STATED EXERCISE:
Return each line of the data below exactly, omitting any pictures.
────────────────────
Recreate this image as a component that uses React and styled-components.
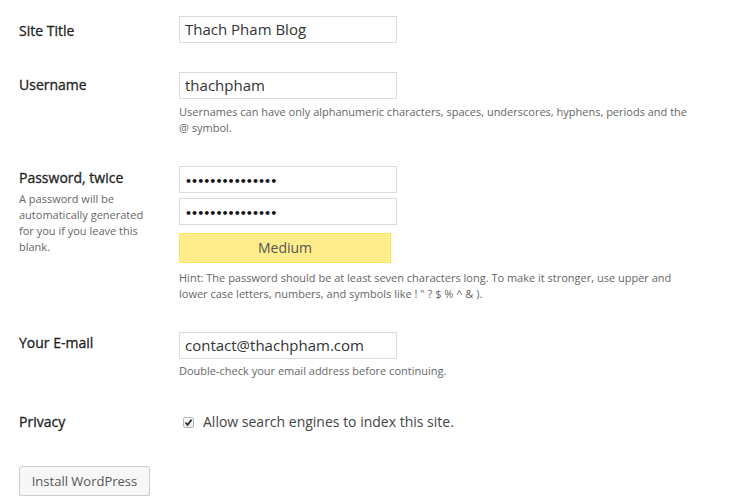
import React from 'react'
import styled, { createGlobalStyle } from 'styled-components'

const GlobalStyle = createGlobalStyle`
  html, body {
    margin: 0;
    padding: 0;
    background: #fff;
  }
  body {
    font-family: 'Open Sans', 'Liberation Sans', sans-serif;
    color: #333;
  }
`

const Page = styled.div`
  padding: 16px 0 0 19px;
  width: 721px;
`

const Row = styled.div`
  display: grid;
  grid-template-columns: 160px 1fr;
  margin-bottom: ${(p) => p.gap || 0}px;
`

const Label = styled.div`
  font-size: 14px;
  font-weight: 400;
  line-height: 20px;
  color: #222;
  -webkit-text-stroke: 0.3px #222;
  padding-top: ${(p) => p.offset || 0}px;
`

const LabelNote = styled.div`
  font-size: 11px;
  font-weight: 400;
  line-height: 16px;
  color: #666;
  -webkit-text-stroke: 0;
  margin-top: 3px;
  width: 130px;
`

const Field = styled.div`
  display: flex;
  flex-direction: column;
  align-items: flex-start;
`

const Input = styled.div`
  box-sizing: border-box;
  width: 218px;
  height: 27px;
  border: 1px solid #dcdcdc;
  background: #fff;
  padding: 0 5px;
  font-size: 15px;
  line-height: 25px;
  color: #333;
  margin-bottom: ${(p) => p.after || 0}px;
`

const Dots = styled.span`
  font-size: 11px;
  letter-spacing: -0.95px;
  color: #111;
  font-family: 'DejaVu Sans', sans-serif;
  font-weight: 700;
`

const Strength = styled.div`
  box-sizing: border-box;
  width: 212px;
  height: 30px;
  background: #ffec8b;
  border: 1px solid #ffdf5b;
  text-align: center;
  font-size: 14px;
  line-height: 28px;
  color: #555;
`

const Note = styled.p`
  margin: ${(p) => p.top || 4}px 0 0;
  font-size: 11px;
  line-height: 16px;
  color: #666;
  width: ${(p) => p.width || 520}px;
`

const Check = styled.label`
  display: flex;
  align-items: center;
  gap: 9px;
  font-size: 14px;
  color: #444;
  padding: 0 0 0 4px;
  line-height: 20px;
`

const Box = styled.span`
  box-sizing: border-box;
  width: 11px;
  height: 11px;
  border: 1px solid #b4b4b4;
  border-radius: 2px;
  background: linear-gradient(#fff, #e9e9e9);
  display: flex;
  align-items: center;
  justify-content: center;
`

const Button = styled.button`
  box-sizing: border-box;
  width: 131px;
  height: 30px;
  border: 1px solid #cccccc;
  border-radius: 3px;
  background: #f7f7f7;
  box-shadow: 0 1px 0 #e0e0e0;
  font-family: 'Open Sans', 'Liberation Sans', sans-serif;
  font-size: 13px;
  color: #555;
  padding: 0;
  cursor: pointer;
`

const dots = '•••••••••••••••'

const App = () => {
  return (
    <Page>
      <GlobalStyle />
      <Row gap={29}>
        <Label offset={5}>Site Title</Label>
        <Field>
          <Input>Thach Pham Blog</Input>
        </Field>
      </Row>
      <Row gap={30}>
        <Label offset={3}>Username</Label>
        <Field>
          <Input>thachpham</Input>
          <Note top={5}>
            Usernames can have only alphanumeric characters, spaces, underscores, hyphens, periods and
            the @ symbol.
          </Note>
        </Field>
      </Row>
      <Row gap={30}>
        <Label offset={2}>
          Password, twice
          <LabelNote>A password will be automatically generated for you if you leave this blank.</LabelNote>
        </Label>
        <Field>
          <Input after={5}>
            <Dots>{dots}</Dots>
          </Input>
          <Input after={8}>
            <Dots>{dots}</Dots>
          </Input>
          <Strength>Medium</Strength>
          <Note top={7} width={500}>
            Hint: The password should be at least seven characters long. To make it stronger, use upper
            and lower case letters, numbers, and symbols like ! " ? $ % ^ &amp; ).
          </Note>
        </Field>
      </Row>
      <Row gap={33}>
        <Label offset={1}>Your E-mail</Label>
        <Field>
          <Input>contact@thachpham.com</Input>
          <Note top={4}>Double-check your email address before continuing.</Note>
        </Field>
      </Row>
      <Row gap={34}>
        <Label offset={0}>Privacy</Label>
        <Field>
          <Check>
            <Box>
              <svg width="9" height="9" viewBox="0 0 9 9">
                <path d="M1.5 4.5 L3.6 6.8 L7.6 1.6" fill="none" stroke="#333" strokeWidth="1.8" />
              </svg>
            </Box>
            Allow search engines to index this site.
          </Check>
        </Field>
      </Row>
      <Button>Install WordPress</Button>
    </Page>
  )
}

export default App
────────────────────
RESPONSE TO THIS TASK:
Recreate this image as a component that uses React and styled-components.
import React from 'react'
import styled, { createGlobalStyle } from 'styled-components'

const GlobalStyle = createGlobalStyle`
  html, body {
    margin: 0;
    padding: 0;
    background: #fff;
  }
  body {
    font-family: 'Open Sans', 'Liberation Sans', sans-serif;
    color: #333;
  }
`

const Page = styled.div`
  padding: 16px 0 0 19px;
  width: 721px;
`

const Row = styled.div`
  display: grid;
  grid-template-columns: 160px 1fr;
  margin-bottom: ${(p) => p.gap || 0}px;
`

const Label = styled.div`
  font-size: 14px;
  font-weight: 400;
  line-height: 20px;
  color: #222;
  -webkit-text-stroke: 0.3px #222;
  padding-top: ${(p) => p.offset || 0}px;
`

const LabelNote = styled.div`
  font-size: 11px;
  font-weight: 400;
  line-height: 16px;
  color: #666;
  -webkit-text-stroke: 0;
  margin-top: 3px;
  width: 130px;
`

const Field = styled.div`
  display: flex;
  flex-direction: column;
  align-items: flex-start;
`

const Input = styled.div`
  box-sizing: border-box;
  width: 218px;
  height: 27px;
  border: 1px solid #dcdcdc;
  background: #fff;
  padding: 0 5px;
  font-size: 15px;
  line-height: 25px;
  color: #333;
  margin-bottom: ${(p) => p.after || 0}px;
`

const Dots = styled.span`
  font-size: 11px;
  letter-spacing: -0.95px;
  color: #111;
  font-family: 'DejaVu Sans', sans-serif;
  font-weight: 700;
`

const Strength = styled.div`
  box-sizing: border-box;
  width: 212px;
  height: 30px;
  background: #ffec8b;
  border: 1px solid #ffdf5b;
  text-align: center;
  font-size: 14px;
  line-height: 28px;
  color: #555;
`

const Note = styled.p`
  margin: ${(p) => p.top || 4}px 0 0;
  font-size: 11px;
  line-height: 16px;
  color: #666;
  width: ${(p) => p.width || 520}px;
`

const Check = styled.label`
  display: flex;
  align-items: center;
  gap: 9px;
  font-size: 14px;
  color: #444;
  padding: 0 0 0 4px;
  line-height: 20px;
`

const Box = styled.span`
  box-sizing: border-box;
  width: 11px;
  height: 11px;
  border: 1px solid #b4b4b4;
  border-radius: 2px;
  background: linear-gradient(#fff, #e9e9e9);
  display: flex;
  align-items: center;
  justify-content: center;
`

const Button = styled.button`
  box-sizing: border-box;
  width: 131px;
  height: 30px;
  border: 1px solid #cccccc;
  border-radius: 3px;
  background: #f7f7f7;
  box-shadow: 0 1px 0 #e0e0e0;
  font-family: 'Open Sans', 'Liberation Sans', sans-serif;
  font-size: 13px;
  color: #555;
  padding: 0;
  cursor: pointer;
`

const dots = '•••••••••••••••'

const App = () => {
  return (
    <Page>
      <GlobalStyle />
      <Row gap={29}>
        <Label offset={5}>Site Title</Label>
        <Field>
          <Input>Thach Pham Blog</Input>
        </Field>
      </Row>
      <Row gap={30}>
        <Label offset={3}>Username</Label>
        <Field>
          <Input>thachpham</Input>
          <Note top={5}>
            Usernames can have only alphanumeric characters, spaces, underscores, hyphens, periods and
            the @ symbol.
          </Note>
        </Field>
      </Row>
      <Row gap={30}>
        <Label offset={2}>
          Password, twice
          <LabelNote>A password will be automatically generated for you if you leave this blank.</LabelNote>
        </Label>
        <Field>
          <Input after={5}>
            <Dots>{dots}</Dots>
          </Input>
          <Input after={8}>
            <Dots>{dots}</Dots>
          </Input>
          <Strength>Medium</Strength>
          <Note top={7} width={500}>
            Hint: The password should be at least seven characters long. To make it stronger, use upper
            and lower case letters, numbers, and symbols like ! " ? $ % ^ &amp; ).
          </Note>
        </Field>
      </Row>
      <Row gap={33}>
        <Label offset={1}>Your E-mail</Label>
        <Field>
          <Input>contact@thachpham.com</Input>
          <Note top={4}>Double-check your email address before continuing.</Note>
        </Field>
      </Row>
      <Row gap={34}>
        <Label offset={0}>Privacy</Label>
        <Field>
          <Check>
            <Box>
              <svg width="9" height="9" viewBox="0 0 9 9">
                <path d="M1.5 4.5 L3.6 6.8 L7.6 1.6" fill="none" stroke="#333" strokeWidth="1.8" />
              </svg>
            </Box>
            Allow search engines to index this site.
          </Check>
        </Field>
      </Row>
      <Button>Install WordPress</Button>
    </Page>
  )
}

export default App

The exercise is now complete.